Description of the task – Identify all lines in the data containing the string "full". Copy them out.

▼

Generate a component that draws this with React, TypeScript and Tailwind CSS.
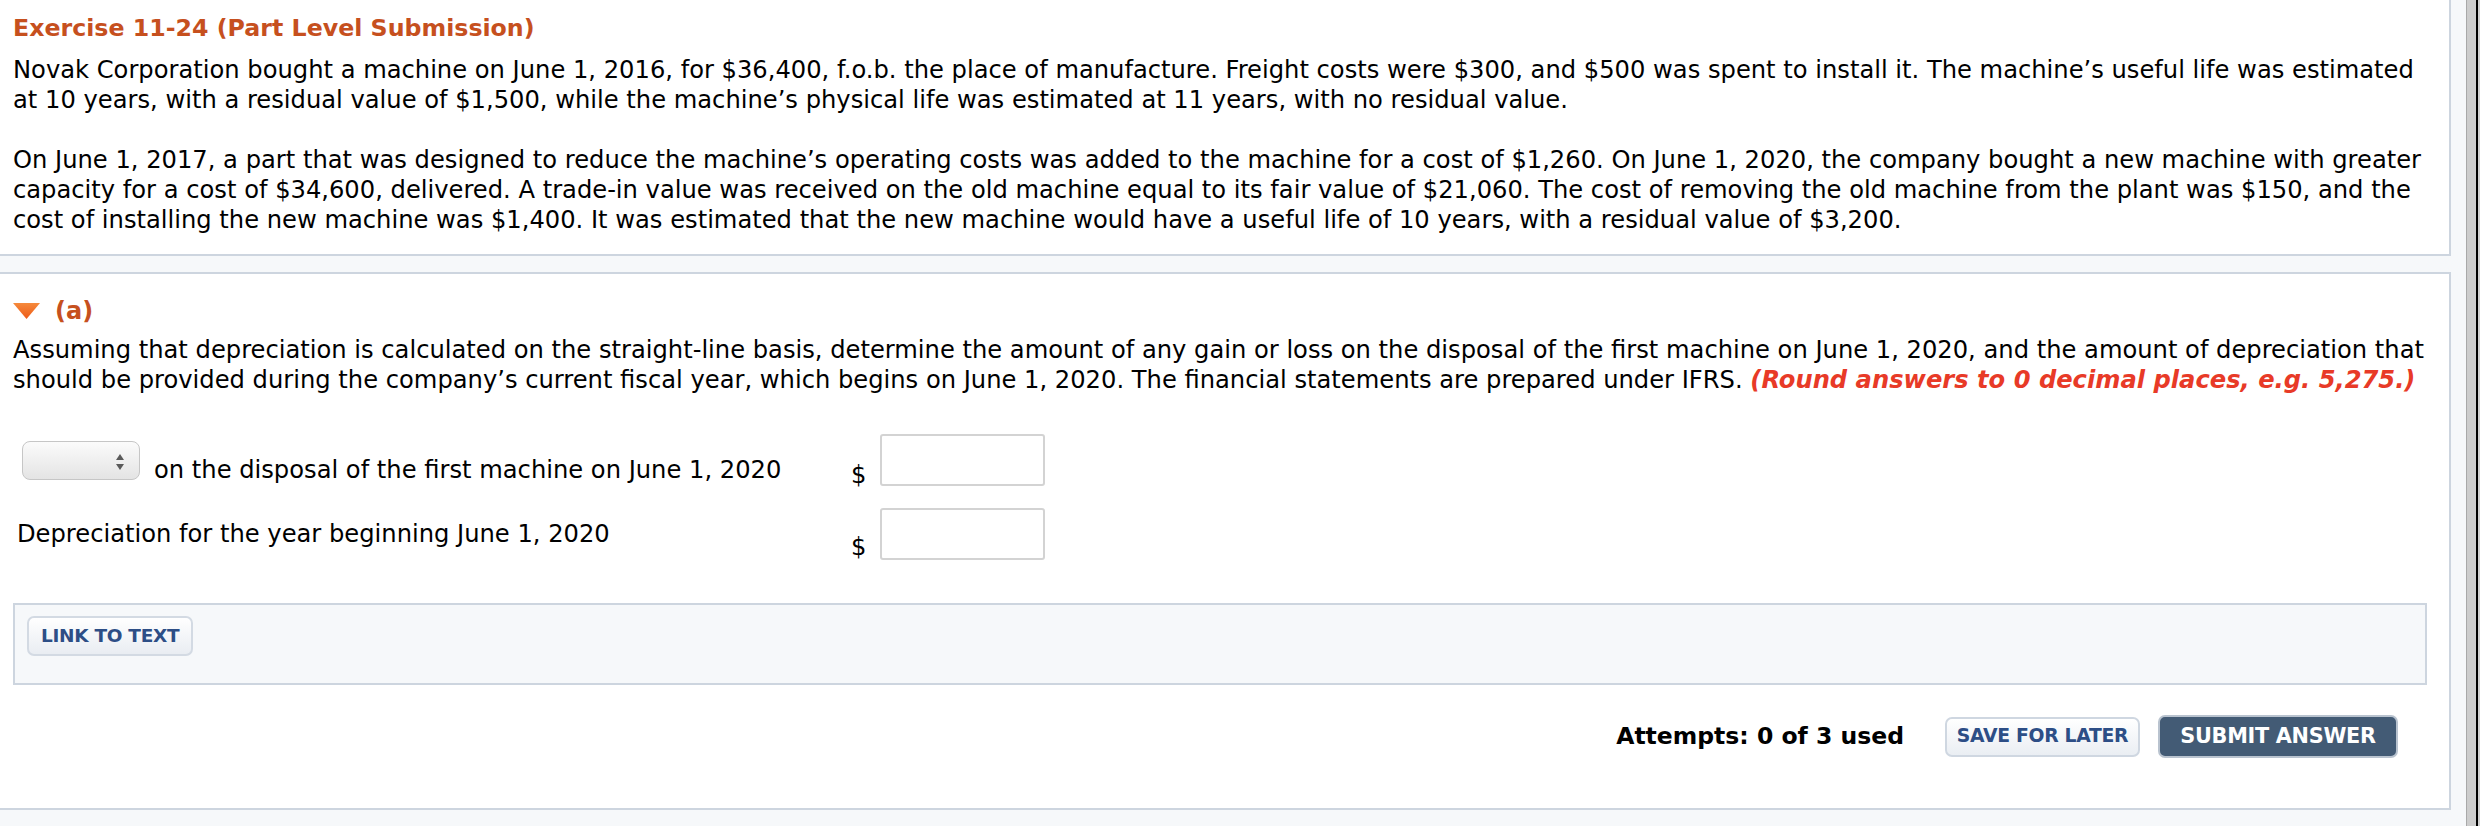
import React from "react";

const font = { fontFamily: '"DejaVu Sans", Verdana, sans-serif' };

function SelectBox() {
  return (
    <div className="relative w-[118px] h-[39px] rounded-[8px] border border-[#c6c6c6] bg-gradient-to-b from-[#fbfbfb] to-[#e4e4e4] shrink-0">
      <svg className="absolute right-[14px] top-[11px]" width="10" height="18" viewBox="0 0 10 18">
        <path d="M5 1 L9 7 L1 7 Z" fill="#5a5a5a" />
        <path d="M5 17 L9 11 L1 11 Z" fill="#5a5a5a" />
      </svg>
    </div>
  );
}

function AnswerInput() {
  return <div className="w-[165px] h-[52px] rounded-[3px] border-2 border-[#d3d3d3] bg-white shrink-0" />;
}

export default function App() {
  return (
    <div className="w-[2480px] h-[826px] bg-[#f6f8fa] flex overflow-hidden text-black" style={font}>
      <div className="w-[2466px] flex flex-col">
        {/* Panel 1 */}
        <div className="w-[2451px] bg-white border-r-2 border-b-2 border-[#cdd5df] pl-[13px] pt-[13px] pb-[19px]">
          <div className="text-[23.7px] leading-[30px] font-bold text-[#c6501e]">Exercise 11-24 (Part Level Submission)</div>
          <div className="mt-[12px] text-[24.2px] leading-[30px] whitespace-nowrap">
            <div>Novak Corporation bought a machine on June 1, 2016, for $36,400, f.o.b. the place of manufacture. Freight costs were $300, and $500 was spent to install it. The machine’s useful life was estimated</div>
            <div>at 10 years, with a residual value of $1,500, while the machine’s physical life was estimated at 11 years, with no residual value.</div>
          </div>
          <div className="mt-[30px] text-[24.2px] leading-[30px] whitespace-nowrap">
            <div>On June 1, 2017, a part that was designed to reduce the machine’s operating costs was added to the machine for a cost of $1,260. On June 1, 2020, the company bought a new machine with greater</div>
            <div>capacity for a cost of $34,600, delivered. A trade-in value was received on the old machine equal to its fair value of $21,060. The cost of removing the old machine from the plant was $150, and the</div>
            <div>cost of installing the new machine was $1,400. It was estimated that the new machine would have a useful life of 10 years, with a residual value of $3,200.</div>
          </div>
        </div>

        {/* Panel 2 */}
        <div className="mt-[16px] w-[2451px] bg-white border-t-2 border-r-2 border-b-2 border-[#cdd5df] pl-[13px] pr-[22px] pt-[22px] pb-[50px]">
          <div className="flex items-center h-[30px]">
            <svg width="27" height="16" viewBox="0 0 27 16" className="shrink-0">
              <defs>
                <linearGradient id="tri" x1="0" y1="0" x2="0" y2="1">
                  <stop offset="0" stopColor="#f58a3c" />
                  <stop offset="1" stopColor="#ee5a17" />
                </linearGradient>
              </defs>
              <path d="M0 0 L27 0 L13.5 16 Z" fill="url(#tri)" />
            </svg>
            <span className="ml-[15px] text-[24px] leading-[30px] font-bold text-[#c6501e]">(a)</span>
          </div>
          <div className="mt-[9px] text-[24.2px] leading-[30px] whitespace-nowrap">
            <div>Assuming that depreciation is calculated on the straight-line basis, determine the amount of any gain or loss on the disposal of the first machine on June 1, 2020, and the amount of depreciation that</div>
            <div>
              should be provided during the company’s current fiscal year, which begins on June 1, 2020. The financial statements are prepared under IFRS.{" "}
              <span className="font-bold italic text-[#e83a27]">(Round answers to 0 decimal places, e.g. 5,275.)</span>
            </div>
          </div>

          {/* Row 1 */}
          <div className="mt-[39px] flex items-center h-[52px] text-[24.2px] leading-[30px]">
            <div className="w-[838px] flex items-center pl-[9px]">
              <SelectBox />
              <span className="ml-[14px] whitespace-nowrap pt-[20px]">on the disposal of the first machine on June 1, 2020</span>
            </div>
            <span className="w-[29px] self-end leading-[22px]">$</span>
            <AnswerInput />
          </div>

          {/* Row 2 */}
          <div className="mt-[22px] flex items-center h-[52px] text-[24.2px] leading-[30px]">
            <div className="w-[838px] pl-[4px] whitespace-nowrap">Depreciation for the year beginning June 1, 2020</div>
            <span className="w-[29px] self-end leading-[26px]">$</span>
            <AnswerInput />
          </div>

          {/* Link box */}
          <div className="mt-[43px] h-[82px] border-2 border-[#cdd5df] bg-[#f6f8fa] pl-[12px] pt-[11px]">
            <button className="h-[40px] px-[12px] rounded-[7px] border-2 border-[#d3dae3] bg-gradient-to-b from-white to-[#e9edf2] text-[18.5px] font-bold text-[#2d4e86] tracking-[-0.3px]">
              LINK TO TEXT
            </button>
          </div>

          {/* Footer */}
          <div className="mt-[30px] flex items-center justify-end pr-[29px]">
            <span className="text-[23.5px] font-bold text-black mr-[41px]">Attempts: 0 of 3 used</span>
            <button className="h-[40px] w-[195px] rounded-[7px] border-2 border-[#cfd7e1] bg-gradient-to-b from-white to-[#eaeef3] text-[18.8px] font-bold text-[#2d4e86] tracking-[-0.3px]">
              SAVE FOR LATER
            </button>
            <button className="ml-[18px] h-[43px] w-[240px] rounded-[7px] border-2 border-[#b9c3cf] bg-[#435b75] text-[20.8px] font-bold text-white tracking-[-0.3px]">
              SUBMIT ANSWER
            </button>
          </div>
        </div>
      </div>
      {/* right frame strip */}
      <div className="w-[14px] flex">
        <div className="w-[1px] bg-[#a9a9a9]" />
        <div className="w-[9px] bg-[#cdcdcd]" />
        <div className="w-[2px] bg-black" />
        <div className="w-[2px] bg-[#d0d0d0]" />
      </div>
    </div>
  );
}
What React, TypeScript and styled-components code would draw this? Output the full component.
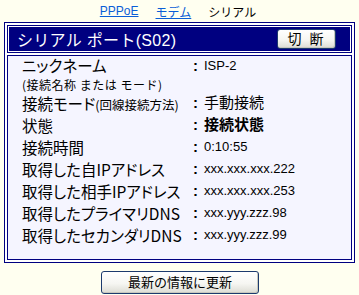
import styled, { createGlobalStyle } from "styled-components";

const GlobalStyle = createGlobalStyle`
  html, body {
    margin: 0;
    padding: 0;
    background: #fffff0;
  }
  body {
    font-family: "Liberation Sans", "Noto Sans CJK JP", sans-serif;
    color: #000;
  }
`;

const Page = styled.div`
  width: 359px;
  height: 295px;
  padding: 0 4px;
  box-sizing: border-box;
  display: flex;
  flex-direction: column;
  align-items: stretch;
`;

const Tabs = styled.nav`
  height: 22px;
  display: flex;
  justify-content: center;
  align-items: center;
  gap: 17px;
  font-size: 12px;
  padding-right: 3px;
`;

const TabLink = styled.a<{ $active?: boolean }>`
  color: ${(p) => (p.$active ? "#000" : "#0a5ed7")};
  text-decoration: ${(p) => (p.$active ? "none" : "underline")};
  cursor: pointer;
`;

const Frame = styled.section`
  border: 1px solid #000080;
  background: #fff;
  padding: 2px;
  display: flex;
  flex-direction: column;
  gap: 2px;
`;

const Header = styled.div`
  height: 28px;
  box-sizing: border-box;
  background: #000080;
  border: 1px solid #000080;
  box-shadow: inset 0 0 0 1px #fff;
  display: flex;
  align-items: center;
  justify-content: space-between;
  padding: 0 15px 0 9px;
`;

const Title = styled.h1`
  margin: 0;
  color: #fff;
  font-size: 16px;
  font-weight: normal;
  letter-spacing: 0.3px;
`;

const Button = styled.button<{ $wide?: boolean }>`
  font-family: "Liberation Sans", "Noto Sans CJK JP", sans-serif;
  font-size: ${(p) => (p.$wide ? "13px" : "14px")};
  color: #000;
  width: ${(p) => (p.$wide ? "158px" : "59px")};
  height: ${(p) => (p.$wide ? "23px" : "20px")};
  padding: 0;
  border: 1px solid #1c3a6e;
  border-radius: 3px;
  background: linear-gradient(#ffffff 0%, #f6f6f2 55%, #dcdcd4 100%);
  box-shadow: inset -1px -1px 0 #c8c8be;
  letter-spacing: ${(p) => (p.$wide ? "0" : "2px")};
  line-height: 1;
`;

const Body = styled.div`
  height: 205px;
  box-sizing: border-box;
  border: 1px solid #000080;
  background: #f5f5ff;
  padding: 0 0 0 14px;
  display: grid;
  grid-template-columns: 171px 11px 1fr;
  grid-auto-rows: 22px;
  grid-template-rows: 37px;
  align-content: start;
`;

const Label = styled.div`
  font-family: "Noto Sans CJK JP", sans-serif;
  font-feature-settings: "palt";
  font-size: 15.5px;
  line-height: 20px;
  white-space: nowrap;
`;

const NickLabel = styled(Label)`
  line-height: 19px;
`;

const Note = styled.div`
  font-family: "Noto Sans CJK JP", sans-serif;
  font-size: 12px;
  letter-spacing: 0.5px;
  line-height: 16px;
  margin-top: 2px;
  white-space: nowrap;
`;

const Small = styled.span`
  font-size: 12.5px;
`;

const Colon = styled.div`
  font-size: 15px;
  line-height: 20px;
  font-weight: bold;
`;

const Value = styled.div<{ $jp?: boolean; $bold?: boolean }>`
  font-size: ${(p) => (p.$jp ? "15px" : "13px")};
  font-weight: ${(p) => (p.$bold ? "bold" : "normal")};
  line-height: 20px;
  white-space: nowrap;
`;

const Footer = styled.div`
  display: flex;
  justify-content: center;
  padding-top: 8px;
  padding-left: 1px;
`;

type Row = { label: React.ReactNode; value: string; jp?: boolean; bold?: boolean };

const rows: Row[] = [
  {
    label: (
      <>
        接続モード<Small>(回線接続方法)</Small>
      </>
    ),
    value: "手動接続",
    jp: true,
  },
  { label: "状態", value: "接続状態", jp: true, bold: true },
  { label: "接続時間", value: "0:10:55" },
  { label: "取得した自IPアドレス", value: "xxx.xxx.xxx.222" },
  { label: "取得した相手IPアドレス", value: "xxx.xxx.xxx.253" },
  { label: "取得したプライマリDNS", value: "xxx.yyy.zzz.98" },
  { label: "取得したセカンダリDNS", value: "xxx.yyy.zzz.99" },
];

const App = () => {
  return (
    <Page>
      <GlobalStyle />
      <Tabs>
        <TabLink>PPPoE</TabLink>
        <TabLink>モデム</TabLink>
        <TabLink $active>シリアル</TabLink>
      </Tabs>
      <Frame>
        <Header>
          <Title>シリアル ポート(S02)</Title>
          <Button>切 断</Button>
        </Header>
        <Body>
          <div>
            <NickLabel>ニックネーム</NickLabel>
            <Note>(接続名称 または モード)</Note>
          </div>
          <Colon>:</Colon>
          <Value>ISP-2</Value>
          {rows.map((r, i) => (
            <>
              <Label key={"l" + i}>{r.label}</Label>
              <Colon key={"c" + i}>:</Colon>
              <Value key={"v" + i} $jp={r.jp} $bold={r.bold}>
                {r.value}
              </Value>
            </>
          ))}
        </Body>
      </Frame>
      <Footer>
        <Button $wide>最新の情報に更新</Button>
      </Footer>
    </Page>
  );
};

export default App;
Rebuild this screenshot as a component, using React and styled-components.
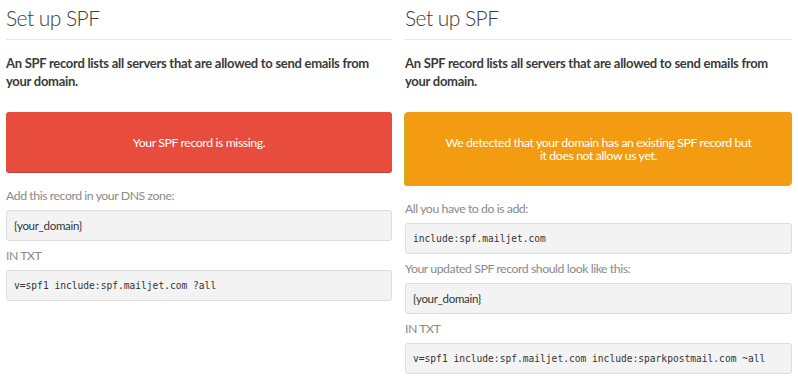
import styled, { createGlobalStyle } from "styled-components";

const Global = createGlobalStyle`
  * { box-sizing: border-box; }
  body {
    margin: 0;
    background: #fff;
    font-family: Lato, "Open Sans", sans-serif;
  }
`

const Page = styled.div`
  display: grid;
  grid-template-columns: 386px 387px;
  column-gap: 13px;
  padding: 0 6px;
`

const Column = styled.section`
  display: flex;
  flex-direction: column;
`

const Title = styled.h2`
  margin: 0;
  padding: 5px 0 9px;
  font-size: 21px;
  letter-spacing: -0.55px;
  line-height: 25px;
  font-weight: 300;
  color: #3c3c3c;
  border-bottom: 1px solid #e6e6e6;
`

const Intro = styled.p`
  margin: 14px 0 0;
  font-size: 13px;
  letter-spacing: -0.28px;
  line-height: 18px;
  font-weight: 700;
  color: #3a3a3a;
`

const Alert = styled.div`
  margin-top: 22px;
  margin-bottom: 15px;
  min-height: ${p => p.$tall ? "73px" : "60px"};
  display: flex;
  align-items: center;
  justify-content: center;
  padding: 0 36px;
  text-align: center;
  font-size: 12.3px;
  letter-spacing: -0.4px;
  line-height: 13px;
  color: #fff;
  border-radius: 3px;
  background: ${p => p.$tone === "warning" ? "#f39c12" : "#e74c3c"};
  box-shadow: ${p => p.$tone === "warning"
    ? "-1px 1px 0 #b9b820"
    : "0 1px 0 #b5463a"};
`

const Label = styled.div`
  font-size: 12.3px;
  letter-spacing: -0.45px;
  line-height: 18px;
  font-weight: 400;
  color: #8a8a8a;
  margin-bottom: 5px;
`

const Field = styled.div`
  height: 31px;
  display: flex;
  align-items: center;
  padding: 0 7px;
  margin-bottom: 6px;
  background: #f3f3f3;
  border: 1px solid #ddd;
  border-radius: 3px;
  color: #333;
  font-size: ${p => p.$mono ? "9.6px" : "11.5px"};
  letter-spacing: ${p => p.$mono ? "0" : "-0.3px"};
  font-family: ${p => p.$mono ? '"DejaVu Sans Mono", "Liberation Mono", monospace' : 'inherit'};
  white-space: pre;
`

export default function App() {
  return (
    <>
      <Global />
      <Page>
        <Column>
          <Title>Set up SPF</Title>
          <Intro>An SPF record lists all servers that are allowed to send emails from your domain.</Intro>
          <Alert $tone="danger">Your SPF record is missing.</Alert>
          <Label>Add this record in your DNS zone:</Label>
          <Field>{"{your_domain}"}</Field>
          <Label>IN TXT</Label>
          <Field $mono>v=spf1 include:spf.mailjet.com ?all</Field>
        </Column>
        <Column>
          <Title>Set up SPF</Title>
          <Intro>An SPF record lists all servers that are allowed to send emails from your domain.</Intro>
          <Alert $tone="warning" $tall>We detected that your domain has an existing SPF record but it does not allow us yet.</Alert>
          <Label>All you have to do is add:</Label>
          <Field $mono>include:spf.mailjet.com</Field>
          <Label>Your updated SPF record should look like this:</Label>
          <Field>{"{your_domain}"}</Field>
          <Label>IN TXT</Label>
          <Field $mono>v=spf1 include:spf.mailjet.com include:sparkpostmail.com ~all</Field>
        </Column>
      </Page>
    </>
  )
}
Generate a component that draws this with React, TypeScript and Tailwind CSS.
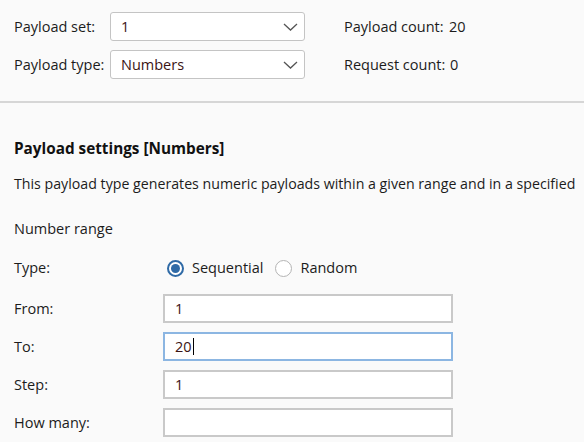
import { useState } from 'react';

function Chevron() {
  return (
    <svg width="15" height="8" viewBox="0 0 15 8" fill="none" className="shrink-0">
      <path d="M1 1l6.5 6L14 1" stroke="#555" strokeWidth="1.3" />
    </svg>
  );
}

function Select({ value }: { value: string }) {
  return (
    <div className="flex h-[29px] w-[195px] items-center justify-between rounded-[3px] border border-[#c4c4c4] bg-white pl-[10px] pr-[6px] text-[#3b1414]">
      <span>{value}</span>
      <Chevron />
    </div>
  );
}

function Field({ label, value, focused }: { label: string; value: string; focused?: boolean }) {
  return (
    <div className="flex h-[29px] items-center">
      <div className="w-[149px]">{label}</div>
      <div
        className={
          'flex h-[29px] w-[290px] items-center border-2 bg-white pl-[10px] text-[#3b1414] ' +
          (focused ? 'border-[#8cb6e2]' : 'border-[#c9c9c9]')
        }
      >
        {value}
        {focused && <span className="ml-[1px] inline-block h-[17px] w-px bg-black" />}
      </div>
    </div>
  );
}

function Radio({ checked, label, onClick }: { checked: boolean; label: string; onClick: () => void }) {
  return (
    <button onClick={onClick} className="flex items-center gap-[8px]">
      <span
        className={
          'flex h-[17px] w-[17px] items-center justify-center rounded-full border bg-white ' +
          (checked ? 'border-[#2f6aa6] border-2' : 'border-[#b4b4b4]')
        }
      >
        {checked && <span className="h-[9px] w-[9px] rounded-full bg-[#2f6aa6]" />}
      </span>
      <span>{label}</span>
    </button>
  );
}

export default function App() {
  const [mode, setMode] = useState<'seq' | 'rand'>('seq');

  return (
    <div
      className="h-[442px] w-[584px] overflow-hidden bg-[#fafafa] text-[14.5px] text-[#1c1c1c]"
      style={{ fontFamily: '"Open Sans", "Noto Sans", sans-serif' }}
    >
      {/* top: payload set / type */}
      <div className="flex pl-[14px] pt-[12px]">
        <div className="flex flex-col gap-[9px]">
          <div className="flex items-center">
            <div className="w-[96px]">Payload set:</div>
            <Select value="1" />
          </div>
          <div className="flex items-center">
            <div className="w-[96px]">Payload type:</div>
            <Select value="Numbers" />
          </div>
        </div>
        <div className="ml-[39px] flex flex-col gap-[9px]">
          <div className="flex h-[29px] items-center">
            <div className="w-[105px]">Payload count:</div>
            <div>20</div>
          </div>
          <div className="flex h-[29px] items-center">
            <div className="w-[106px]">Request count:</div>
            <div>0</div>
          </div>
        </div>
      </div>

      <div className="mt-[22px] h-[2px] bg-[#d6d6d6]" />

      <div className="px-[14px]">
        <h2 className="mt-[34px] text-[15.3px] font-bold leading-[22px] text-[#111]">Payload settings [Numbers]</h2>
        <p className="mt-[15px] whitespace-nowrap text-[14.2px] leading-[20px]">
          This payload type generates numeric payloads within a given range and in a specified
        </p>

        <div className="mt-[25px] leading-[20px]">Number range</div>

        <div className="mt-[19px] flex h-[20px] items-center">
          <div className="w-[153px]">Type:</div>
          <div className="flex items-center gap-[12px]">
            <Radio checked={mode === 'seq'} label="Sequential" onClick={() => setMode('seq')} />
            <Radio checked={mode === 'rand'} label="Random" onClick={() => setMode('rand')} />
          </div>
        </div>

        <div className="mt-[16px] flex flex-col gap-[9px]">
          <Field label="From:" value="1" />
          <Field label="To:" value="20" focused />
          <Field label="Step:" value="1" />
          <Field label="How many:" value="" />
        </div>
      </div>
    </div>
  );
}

▲

Output of the exercise –
What React, TypeScript and styled-components code would draw this? Output the full component.
          'flex h-[17px] w-[17px] items-center justify-center rounded-full border bg-white ' +
        {checked && <span className="h-[9px] w-[9px] rounded-full bg-[#2f6aa6]" />}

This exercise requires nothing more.